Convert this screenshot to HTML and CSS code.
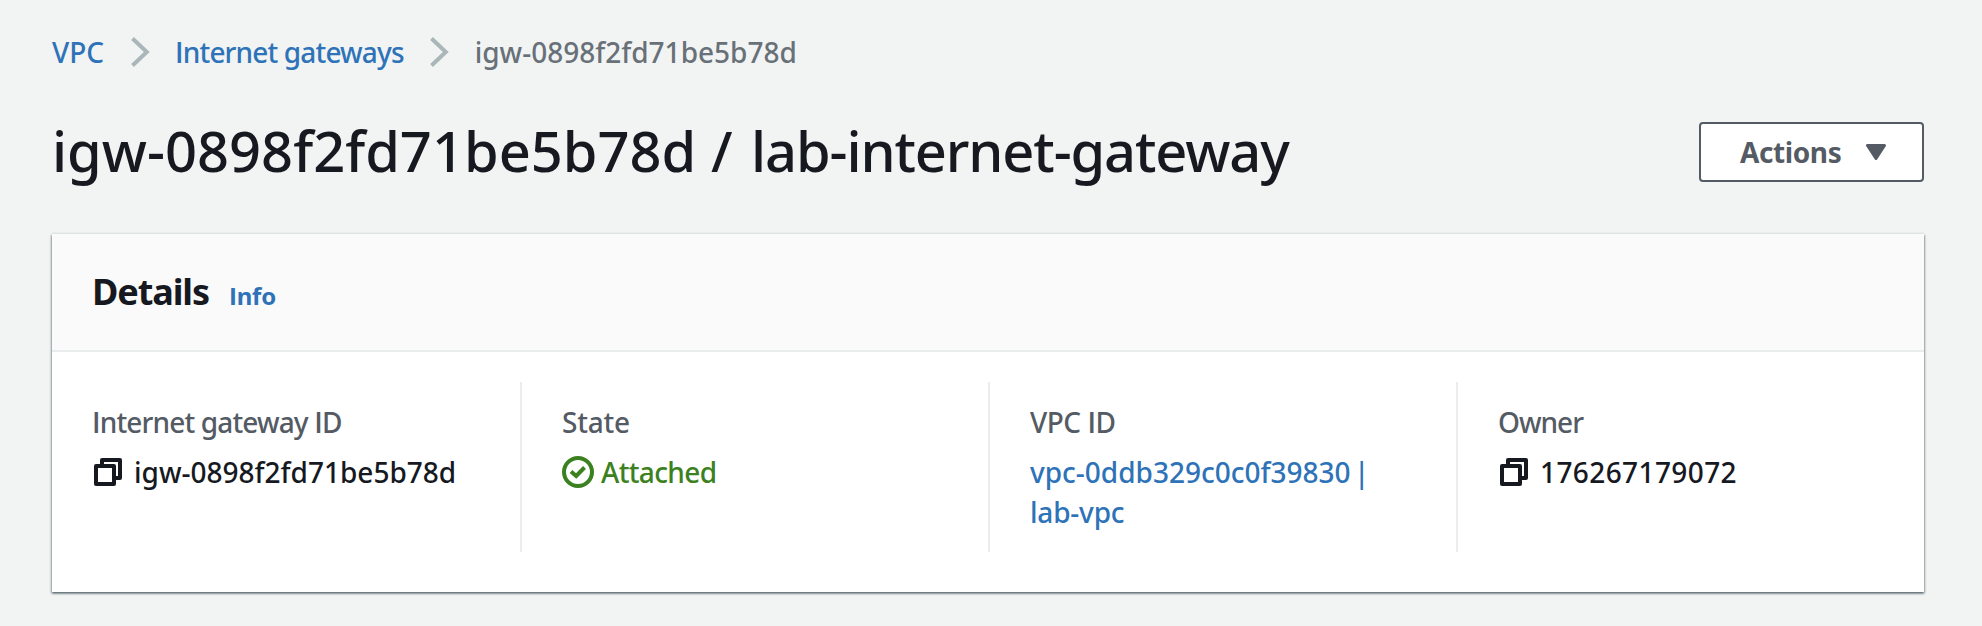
FILE: index.html
```html
<!DOCTYPE html>
<html lang="en">
<head>
<meta charset="utf-8">
<title>Internet gateway</title>
<link rel="stylesheet" href="styles.css">
</head>
<body>
<main class="page">
  <nav class="breadcrumbs">
    <a class="link" href="#">VPC</a>
    <svg class="chevron" viewBox="0 0 20 30"><path d="M1.5 1.5 15.8 15 1.5 28.5"/></svg>
    <a class="link crumb-list" href="#"><span class="plain">I</span>nternet gateways</a>
    <svg class="chevron" viewBox="0 0 20 30"><path d="M1.5 1.5 15.8 15 1.5 28.5"/></svg>
    <span>igw-0898f2fd71be5b78d</span>
  </nav>
  <header class="title-row">
    <h1 class="title">igw-0898f2fd71be5b78d / <span class="title-name">lab-internet-gateway</span></h1>
    <button class="actions" type="button"><span class="actions-text">Actions</span><svg class="caret" viewBox="0 0 20 16"><path d="M1.5 1.5H18.5L10 14.5Z"/></svg></button>
  </header>
  <section class="panel">
    <div class="panel-header">
      <h2 class="panel-title">Details</h2>
      <a class="link info" href="#"><span class="plain">I</span>nfo</a>
    </div>
    <div class="columns">
      <div class="column">
        <div class="label label-id"><span class="plain">I</span>nternet gateway <span class="plain">I</span>D</div>
        <div class="value"><svg class="copy" viewBox="0 0 28 28"><path d="M8 6V2H26V20H22M2 8H20V26H2Z"/></svg><span>igw-0898f2fd71be5b78d</span></div>
      </div>
      <div class="column">
        <div class="label label-state">State</div>
        <div class="value status"><svg class="check" viewBox="0 0 32 32"><circle cx="16" cy="16" r="14"/><path d="M9 15.5 14.2 20 22.5 11.5"/></svg><span class="status-text">Attached</span></div>
      </div>
      <div class="column">
        <div class="label label-vpc">VPC <span class="plain">I</span>D</div>
        <div class="value"><a class="link" href="#"><span class="vpc-id">vpc-0ddb329c0c0f39830 |</span><br><span class="vpc-name">lab-vpc</span></a></div>
      </div>
      <div class="column">
        <div class="label label-owner">Owner</div>
        <div class="value"><svg class="copy" viewBox="0 0 28 28"><path d="M8 6V2H26V20H22M2 8H20V26H2Z"/></svg><span class="owner">176267179072</span></div>
      </div>
    </div>
  </section>
</main>
</body>
</html>
```
FILE: styles.css
```css
* { box-sizing: border-box; }
body {
  margin: 0;
  background: #f2f4f4;
  color: #16191f;
  font: 500 28px/40px "Noto Sans", "Open Sans", sans-serif;
  white-space: nowrap;
}
.page { padding: 32px 57px 34px 52px; }
.link { color: #2e73b8; text-decoration: none; }
/* Capital I without serifs */
.plain { font-family: "Open Sans", "Noto Sans", sans-serif; font-weight: 600; line-height: 1; }
.breadcrumbs { display: flex; align-items: center; height: 40px; color: #687078; }
.crumb-list { letter-spacing: -0.85px; }
.chevron { width: 20px; height: 30px; margin: 0 24.5px 0 26.5px; fill: none; stroke: #aab7b8; stroke-width: 4; }
.title-row { display: flex; justify-content: space-between; align-items: center; height: 60px; margin-top: 50px; }
.title { margin: 0 0 4px; font-size: 56px; font-weight: 500; line-height: 60px; }
.title-name { margin-left: 4px; letter-spacing: -1.12px; }
.actions {
  display: flex; align-items: center; width: 225px; height: 60px; padding: 0 36px 0 39px;
  justify-content: space-between; margin-right: 1px;
  border: 2px solid #545b64; border-radius: 4px; background: #fff;
  color: #545b64; font: inherit; font-weight: 700;
}
.actions-text { letter-spacing: -0.4px; }
.caret { width: 20px; height: 16px; fill: currentColor; stroke: currentColor; stroke-width: 3; stroke-linejoin: round; }
.panel {
  margin: 52px 1px 0 0; height: 358px; background: #fff;
  box-shadow: 0 2px 2px rgba(0, 28, 36, .3), 1px 1px 2px rgba(0, 28, 36, .3), -1px 1px 2px rgba(0, 28, 36, .3), 0 -2px 0 #eaeded;
}
.panel-header {
  display: flex; align-items: baseline; gap: 20px; height: 118px; padding: 36px 40px 0;
  background: #fafafa; border-bottom: 2px solid #eaeded;
}
.panel-title { margin: 0; font-size: 36px; font-weight: 700; line-height: 44px; letter-spacing: -1.1px; }
.info { font-size: 24px; font-weight: 700; letter-spacing: -0.2px; }
.info .plain { font-weight: 700; }
.columns { display: grid; grid-template-columns: repeat(4, 468px); padding-top: 30px; }
.column { height: 170px; padding: 20px 0 20px 40px; }
.column + .column { border-left: 2px solid #eaeded; }
.label { margin-bottom: 10px; color: #545b64; }
.label-id { letter-spacing: -0.85px; }
.label-state { letter-spacing: -0.2px; }
.label-vpc { letter-spacing: -0.5px; }
.label-owner { letter-spacing: -1px; }
.value { display: flex; align-items: center; }
.copy { width: 28px; height: 28px; margin: 0 12px 0 2px; fill: none; stroke: currentColor; stroke-width: 4; stroke-linejoin: round; }
.status { color: #3b8120; }
.check { width: 32px; height: 32px; margin-right: 7px; fill: none; stroke: currentColor; stroke-width: 4; }
.status-text { letter-spacing: -0.65px; }
.vpc-id { word-spacing: -3.8px; }
.vpc-name { letter-spacing: -0.2px; }
.owner { letter-spacing: 0.4px; }
```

_ _ _ _ _ _ _

> [WRITTEN EXERCISE]
Make an exact copy of the listing above. Do not include the pictures.

> [COMPLETE RESPONSE]
Convert this screenshot to HTML and CSS code.
FILE: index.html
```html
<!DOCTYPE html>
<html lang="en">
<head>
<meta charset="utf-8">
<title>Internet gateway</title>
<link rel="stylesheet" href="styles.css">
</head>
<body>
<main class="page">
  <nav class="breadcrumbs">
    <a class="link" href="#">VPC</a>
    <svg class="chevron" viewBox="0 0 20 30"><path d="M1.5 1.5 15.8 15 1.5 28.5"/></svg>
    <a class="link crumb-list" href="#"><span class="plain">I</span>nternet gateways</a>
    <svg class="chevron" viewBox="0 0 20 30"><path d="M1.5 1.5 15.8 15 1.5 28.5"/></svg>
    <span>igw-0898f2fd71be5b78d</span>
  </nav>
  <header class="title-row">
    <h1 class="title">igw-0898f2fd71be5b78d / <span class="title-name">lab-internet-gateway</span></h1>
    <button class="actions" type="button"><span class="actions-text">Actions</span><svg class="caret" viewBox="0 0 20 16"><path d="M1.5 1.5H18.5L10 14.5Z"/></svg></button>
  </header>
  <section class="panel">
    <div class="panel-header">
      <h2 class="panel-title">Details</h2>
      <a class="link info" href="#"><span class="plain">I</span>nfo</a>
    </div>
    <div class="columns">
      <div class="column">
        <div class="label label-id"><span class="plain">I</span>nternet gateway <span class="plain">I</span>D</div>
        <div class="value"><svg class="copy" viewBox="0 0 28 28"><path d="M8 6V2H26V20H22M2 8H20V26H2Z"/></svg><span>igw-0898f2fd71be5b78d</span></div>
      </div>
      <div class="column">
        <div class="label label-state">State</div>
        <div class="value status"><svg class="check" viewBox="0 0 32 32"><circle cx="16" cy="16" r="14"/><path d="M9 15.5 14.2 20 22.5 11.5"/></svg><span class="status-text">Attached</span></div>
      </div>
      <div class="column">
        <div class="label label-vpc">VPC <span class="plain">I</span>D</div>
        <div class="value"><a class="link" href="#"><span class="vpc-id">vpc-0ddb329c0c0f39830 |</span><br><span class="vpc-name">lab-vpc</span></a></div>
      </div>
      <div class="column">
        <div class="label label-owner">Owner</div>
        <div class="value"><svg class="copy" viewBox="0 0 28 28"><path d="M8 6V2H26V20H22M2 8H20V26H2Z"/></svg><span class="owner">176267179072</span></div>
      </div>
    </div>
  </section>
</main>
</body>
</html>
```
FILE: styles.css
```css
* { box-sizing: border-box; }
body {
  margin: 0;
  background: #f2f4f4;
  color: #16191f;
  font: 500 28px/40px "Noto Sans", "Open Sans", sans-serif;
  white-space: nowrap;
}
.page { padding: 32px 57px 34px 52px; }
.link { color: #2e73b8; text-decoration: none; }
/* Capital I without serifs */
.plain { font-family: "Open Sans", "Noto Sans", sans-serif; font-weight: 600; line-height: 1; }
.breadcrumbs { display: flex; align-items: center; height: 40px; color: #687078; }
.crumb-list { letter-spacing: -0.85px; }
.chevron { width: 20px; height: 30px; margin: 0 24.5px 0 26.5px; fill: none; stroke: #aab7b8; stroke-width: 4; }
.title-row { display: flex; justify-content: space-between; align-items: center; height: 60px; margin-top: 50px; }
.title { margin: 0 0 4px; font-size: 56px; font-weight: 500; line-height: 60px; }
.title-name { margin-left: 4px; letter-spacing: -1.12px; }
.actions {
  display: flex; align-items: center; width: 225px; height: 60px; padding: 0 36px 0 39px;
  justify-content: space-between; margin-right: 1px;
  border: 2px solid #545b64; border-radius: 4px; background: #fff;
  color: #545b64; font: inherit; font-weight: 700;
}
.actions-text { letter-spacing: -0.4px; }
.caret { width: 20px; height: 16px; fill: currentColor; stroke: currentColor; stroke-width: 3; stroke-linejoin: round; }
.panel {
  margin: 52px 1px 0 0; height: 358px; background: #fff;
  box-shadow: 0 2px 2px rgba(0, 28, 36, .3), 1px 1px 2px rgba(0, 28, 36, .3), -1px 1px 2px rgba(0, 28, 36, .3), 0 -2px 0 #eaeded;
}
.panel-header {
  display: flex; align-items: baseline; gap: 20px; height: 118px; padding: 36px 40px 0;
  background: #fafafa; border-bottom: 2px solid #eaeded;
}
.panel-title { margin: 0; font-size: 36px; font-weight: 700; line-height: 44px; letter-spacing: -1.1px; }
.info { font-size: 24px; font-weight: 700; letter-spacing: -0.2px; }
.info .plain { font-weight: 700; }
.columns { display: grid; grid-template-columns: repeat(4, 468px); padding-top: 30px; }
.column { height: 170px; padding: 20px 0 20px 40px; }
.column + .column { border-left: 2px solid #eaeded; }
.label { margin-bottom: 10px; color: #545b64; }
.label-id { letter-spacing: -0.85px; }
.label-state { letter-spacing: -0.2px; }
.label-vpc { letter-spacing: -0.5px; }
.label-owner { letter-spacing: -1px; }
.value { display: flex; align-items: center; }
.copy { width: 28px; height: 28px; margin: 0 12px 0 2px; fill: none; stroke: currentColor; stroke-width: 4; stroke-linejoin: round; }
.status { color: #3b8120; }
.check { width: 32px; height: 32px; margin-right: 7px; fill: none; stroke: currentColor; stroke-width: 4; }
.status-text { letter-spacing: -0.65px; }
.vpc-id { word-spacing: -3.8px; }
.vpc-name { letter-spacing: -0.2px; }
.owner { letter-spacing: 0.4px; }
```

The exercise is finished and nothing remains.